Sławek’s harsh statements about opponents are also known from disputes with the parties forming the liberal block and after the parliamentary elections in 1930. Is there logic in it? Sławek would probably think that there was, because, in his opinion, he acted so only for the good of the state.

However, the biggest secret of Sławek’s biography is the matter of his suicide. Its causes are still one of the biggest mysteries of the Second Polish Republic. Many historians and writers have had various suggestive hypotheses. Beginning with increasing depression, through to the idea of ​​an alliance with Hitler, in order to protect the Second Polish Republic, and ending with a plot and an attempt to poison Ignacy Mościcki. The most fantastic theories (indicating that they cannot be verified in the light of the available documents) were presented by Dariusz Baliszewski, the author of the TV show „Rewizja nadzwyczajna” (“Extraordinary Review”). What do we know about it for sure?

Unfortunately not much. We know his short farewell letter, in which he stated that no one was to be held responsible for his death, we also know that he held the barrel of his old browning, which he had used years ago, pointing it at himself at 20.45, i.e. at the time of Piłsudski’s death. He died in the hospital the next day.

The news of Sławek’s suicide rocked public opinion. His contemporaries, as well as historians and writers formulated various more or less sensible hypotheses about its cause; they were pointing to, for example, a mysterious phone call or a telegram that he was supposed to have received on Sunday morning, 2 April, after which he took his life in the evening, while others pointed his increasing depression.

The funeral of Walery Sławek – April 5, 1939. Kazimierz Świtalski, Janusz Jędrzejewicz, Aleksander Prystor i Jędrzej Moraczewski (public domain)

This puzzle has not been solved yet and I believe the circumstances of Walery Sławek’s death will never be fully revealed.
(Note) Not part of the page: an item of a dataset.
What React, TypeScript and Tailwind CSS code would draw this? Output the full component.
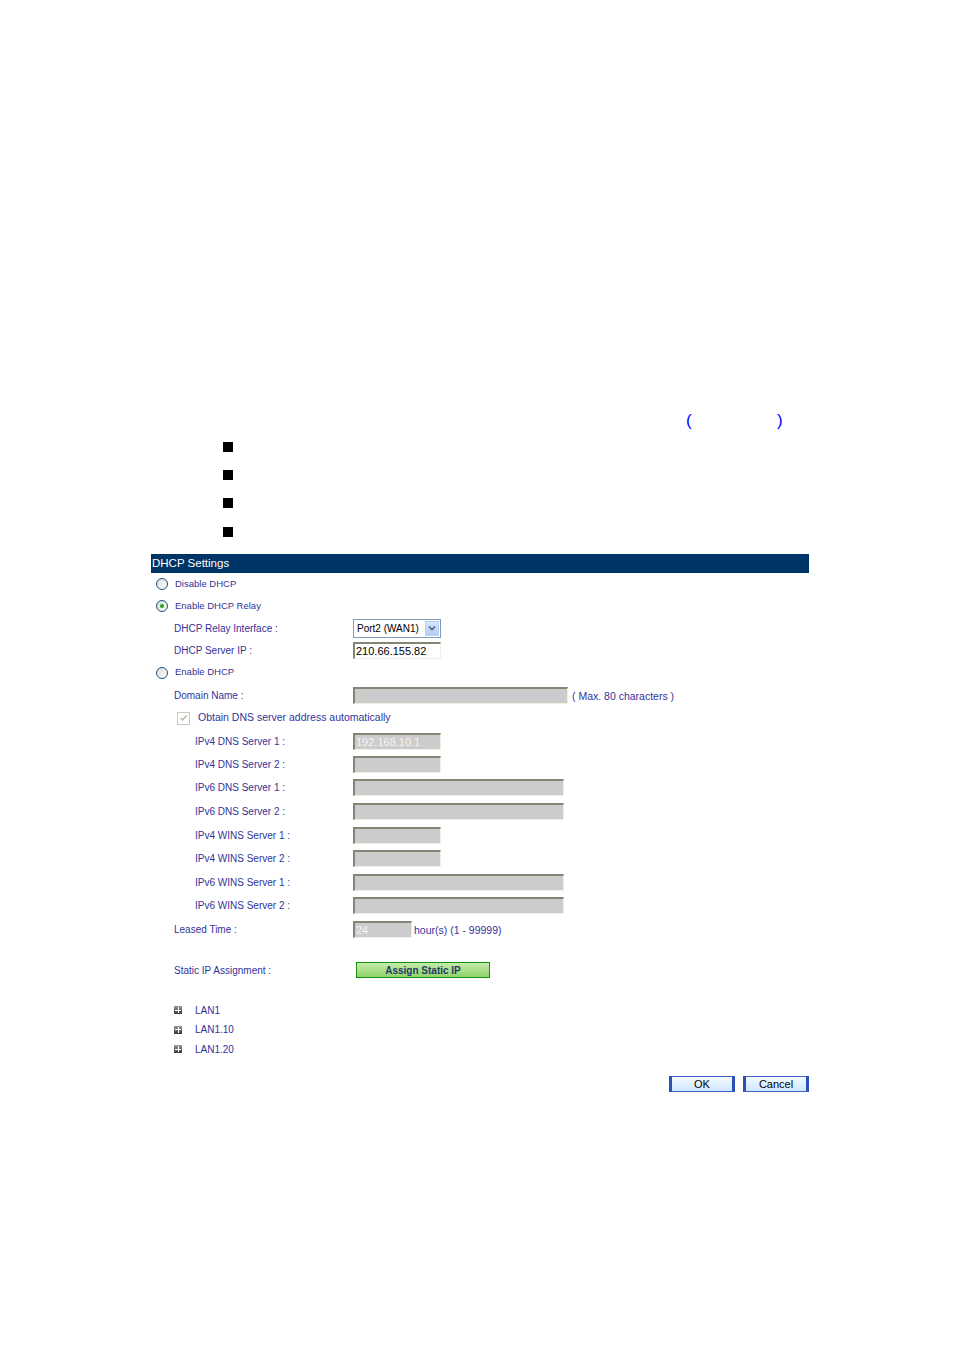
import React from "react";

const font = { fontFamily: '"Liberation Sans", Arial, sans-serif' };

function Radio({ checked }: { checked?: boolean }) {
  return (
    <span className="relative inline-block w-[12px] h-[12px] rounded-full border border-[#1c5180] bg-gradient-to-br from-[#dcdcd6] to-[#ffffff] shrink-0">
      {checked && (
        <span className="absolute left-[3px] top-[3px] w-[4px] h-[4px] rounded-full bg-[#21a121]" />
      )}
    </span>
  );
}

function Box({ w, value, disabled = true }: { w: string; value?: string; disabled?: boolean }) {
  return (
    <div
      className={`${w} h-[17px] border-t-2 border-l-2 border-t-[#848477] border-l-[#848477] border-b border-r border-b-[#f1efe2] border-r-[#f1efe2] ${
        disabled ? "bg-[#cccccc] text-[#f4f4f4]" : "bg-white text-black"
      } text-[11px] leading-[14px] pl-[1px] overflow-hidden whitespace-nowrap`}
    >
      {value}
    </div>
  );
}

function Row({
  h,
  indent,
  label,
  children,
}: {
  h: string;
  indent: "a" | "b";
  label: string;
  children?: React.ReactNode;
}) {
  return (
    <div className={`flex items-center ${h}`}>
      <div className={`${indent === "a" ? "pl-[23px] w-[202px]" : "pl-[44px] w-[202px]"} text-[10px] text-[#333399] whitespace-nowrap`}>
        {label}
      </div>
      <div className="flex items-center">{children}</div>
    </div>
  );
}

function Plus() {
  return (
    <span className="relative inline-block w-[8px] h-[8px] bg-gradient-to-b from-[#9a9a9a] to-[#3a3a3a] shrink-0">
      <span className="absolute left-[1px] top-[3.5px] w-[6px] h-[1px] bg-white" />
      <span className="absolute left-[3.5px] top-[1px] w-[1px] h-[6px] bg-white" />
    </span>
  );
}

function BlueBtn({ label, w }: { label: string; w: string }) {
  return (
    <div
      className={`${w} h-[16px] flex items-center justify-center text-[11px] text-black border-y border-[#3b63c4] border-x-[3px] border-x-[#2a50b8] bg-gradient-to-b from-[#f4faff] to-[#cfe6ff]`}
    >
      {label}
    </div>
  );
}

export default function App() {
  return (
    <div className="w-[954px] h-[1350px] bg-white relative" style={font}>
      {/* top remnant area */}
      <div className="h-[411px]" />
      <div className="h-[20px] relative">
        <span className="absolute left-[686px] top-[0px] text-[17px] leading-[20px] text-[#0000ff]">(</span>
        <span className="absolute left-[777px] top-[0px] text-[17px] leading-[20px] text-[#0000ff]">)</span>
      </div>
      <div className="pl-[223px] flex flex-col">
        <div className="h-[11px]" />
        <div className="w-[10px] h-[10px] bg-black" />
        <div className="h-[18px]" />
        <div className="w-[10px] h-[10px] bg-black" />
        <div className="h-[18px]" />
        <div className="w-[10px] h-[10px] bg-black" />
        <div className="h-[19px]" />
        <div className="w-[10px] h-[10px] bg-black" />
      </div>
      <div className="h-[17px]" />

      {/* DHCP panel */}
      <div className="ml-[151px] w-[658px]">
        <div className="h-[19px] bg-[#003366] text-white text-[11.5px] leading-[19px] pl-[1px]">
          DHCP Settings
        </div>

        <div className="flex items-center h-[22px] pl-[5px] gap-[7px]">
          <Radio />
          <span className="text-[9.5px] text-[#333399]">Disable DHCP</span>
        </div>
        <div className="flex items-center h-[22px] pl-[5px] gap-[7px]">
          <Radio checked />
          <span className="text-[9.5px] text-[#333399]">Enable DHCP Relay</span>
        </div>

        <Row h="h-[22px]" indent="a" label="DHCP Relay Interface :">
          <div className="w-[88px] h-[19px] border border-[#7f9db9] bg-white flex items-center justify-between pl-[3px] pr-[1px]">
            <span className="text-[10px] text-black">Port2 (WAN1)</span>
            <span className="w-[14px] h-[15px] bg-gradient-to-b from-[#d6e6ff] to-[#b4cdf5] border border-[#b9cdf2] flex items-center justify-center">
              <svg width="8" height="6" viewBox="0 0 8 6">
                <path d="M1 1.5 L4 4.5 L7 1.5" stroke="#4d6185" strokeWidth="1.6" fill="none" />
              </svg>
            </span>
          </div>
        </Row>
        <Row h="h-[22px]" indent="a" label="DHCP Server IP :">
          <Box w="w-[88px]" value="210.66.155.82" disabled={false} />
        </Row>

        <div className="flex items-center h-[23px] pl-[5px] gap-[7px]">
          <Radio />
          <span className="text-[9.5px] text-[#333399]">Enable DHCP</span>
        </div>

        <Row h="h-[22px]" indent="a" label="Domain Name :">
          <Box w="w-[215px]" />
          <span className="ml-[4px] mt-[3px] text-[10.5px] text-[#333399]">( Max. 80 characters )</span>
        </Row>

        <div className="flex items-center h-[24px] pl-[26px]">
          <span className="w-[13px] h-[13px] border border-[#cac8bb] bg-white flex items-center justify-center">
            <svg width="9" height="8" viewBox="0 0 9 8">
              <path d="M1.5 4 L3.5 6 L7.5 1.5" stroke="#b8b8aa" strokeWidth="1.5" fill="none" />
            </svg>
          </span>
          <span className="ml-[8px] text-[10.5px] text-[#333399]">Obtain DNS server address automatically</span>
        </div>

        <Row h="h-[22px]" indent="b" label="IPv4 DNS Server 1 :">
          <Box w="w-[88px]" value="192.168.10.1" />
        </Row>
        <Row h="h-[24px]" indent="b" label="IPv4 DNS Server 2 :">
          <Box w="w-[88px]" />
        </Row>
        <Row h="h-[23px]" indent="b" label="IPv6 DNS Server 1 :">
          <Box w="w-[211px]" />
        </Row>
        <Row h="h-[24px]" indent="b" label="IPv6 DNS Server 2 :">
          <Box w="w-[211px]" />
        </Row>
        <Row h="h-[24px]" indent="b" label="IPv4 WINS Server 1 :">
          <Box w="w-[88px]" />
        </Row>
        <Row h="h-[23px]" indent="b" label="IPv4 WINS Server 2 :">
          <Box w="w-[88px]" />
        </Row>
        <Row h="h-[24px]" indent="b" label="IPv6 WINS Server 1 :">
          <Box w="w-[211px]" />
        </Row>
        <Row h="h-[23px]" indent="b" label="IPv6 WINS Server 2 :">
          <Box w="w-[211px]" />
        </Row>
        <Row h="h-[24px]" indent="a" label="Leased Time :">
          <Box w="w-[59px]" value="24" />
          <span className="ml-[2px] text-[10.5px] text-[#333399] mt-[4px]">hour(s) (1 - 99999)</span>
        </Row>

        <div className="h-[18px]" />
        <Row h="h-[22px]" indent="a" label="Static IP Assignment :">
          <div className="ml-[3px] w-[134px] h-[16px] border border-[#119011] bg-gradient-to-b from-[#c6eba8] to-[#8fd36b] flex items-center justify-center text-[10px] font-bold text-[#1f3b66]">
            Assign Static IP
          </div>
        </Row>

        <div className="h-[19px]" />
        {["LAN1", "LAN1.10", "LAN1.20"].map((l, i) => (
          <div key={l} className={`flex items-center ${i === 1 ? "h-[19px]" : "h-[20px]"} pl-[23px]`}>
            <Plus />
            <span className="ml-[13px] text-[10px] text-[#333399]">{l}</span>
          </div>
        ))}

        <div className="h-[17px]" />
        <div className="flex justify-end gap-[8px]">
          <BlueBtn label="OK" w="w-[66px]" />
          <BlueBtn label="Cancel" w="w-[66px]" />
        </div>
      </div>
    </div>
  );
}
It is only guesswork, and a historian should not take part in it without credible evidence. On 5 April 1939, on the day of Sławek’s funeral at the Powązki Military Cemetery in Warsaw, the Vilnius newspaper “Słowo” wrote: “Next to the myth of the struggle for independence of Poland known to us, another myth has appeared. The myth of the mysterious life and death of Walery Sławek. He did not blame anyone, this man of no private life” – this sentence seems the perfect coda for his biography.

[1] Gustaw – pseudonym of Walery Sławek.